You might think Insane Clown Posse's people—known as the Juggalos—are just a group of face-painting teenagers who wonder how magnets work. Not so, says the FBI's 2011 National Gang Threat Assessment. To the feds, Juggalos are a "loosely-organized hybrid gang" that are "forming more organized subsets and engaging in more gang-like criminal activity."
"Although recognized as a gang in only four states," reports the FBI's National Gang Intelligence Center," many Juggalos subsets exhibit gang-like behavior and engage in criminal activity and violence." It takes a footnote to disclose the connection to the Insane Clown Posse. Which would make rappers Violent J and Shaggy 2 Dope the Kenneth "Supreme" McGriff or Tookie Williams of their nefarious Juggalo army.
Other gangs cited in the report, like the Haitian Boys Posse or the Custer Street Gang, are linked to homicides, gun running, and drug trafficking. Juggalo gang activity cited by the FBI cites is a notably lower caliber: thefts, hand-to-hand drug sales and felony assaults. The FBI has recently had difficulty distinguishing ordinary American Muslims from terrorists; now it appears it has a similar problem distinguishing teenage fads from criminal conspiracies.
"Social networking websites are a popular conveyance for Juggalo sub-culture to communicate and expand," the FBI warns. Worse, "Juggalos' disorganization and lack of structure within their groups, coupled with their transient nature, makes it difficult to classify them and identify their members and migration patterns."

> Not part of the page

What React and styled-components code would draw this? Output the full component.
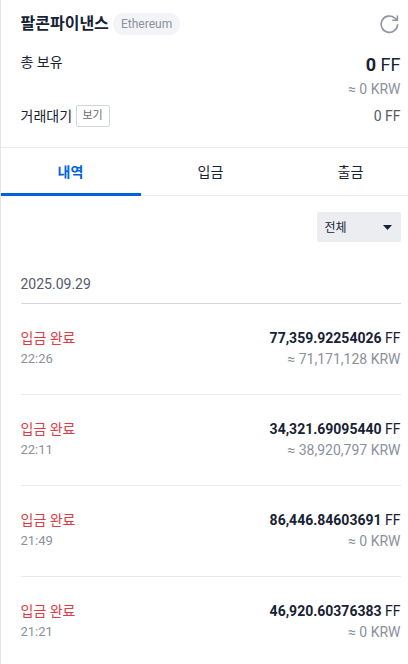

Actually, all the feds would have to do is wait for an Insane Clown Posse tour to roll through town. That's what Brian Raftery did last year for a Wired profile of Juggalo Nation. His description of the Juggalo threat:
They tend to feel that they've been misunderstood outsiders their whole lives, whether for being overweight, looking weird, being poor, or even for just liking ICP in the first place. It's a world where man boobs are on proud display, where long-hairs and pink-hairs mingle, where nobody makes fun of the fat kid toweling off near Lake Hepatitis. For them, the Gathering is a place they can be accepted, a feeling reinforced by the constant chants of the Juggalo credo "Fam-uh-LEE! Fam-uh-LEE!"
The FBI even cautions that the Juggalos are among 53 gangs "whose members have served in or are affiliated with the U.S. military." My colleague Katie Drummond somehow neglected to report the Army's policy on face paint in her recent story on military body modification.
Most problematically, since Juggalos evidently believe themselves to be badasses, an FBI report legitimizing their outlaw image will surely embolden them. A generation of teenagers will come to believe it is acceptable to spray each other with Midwestern-specific soda and devalue lyricism in hip hop.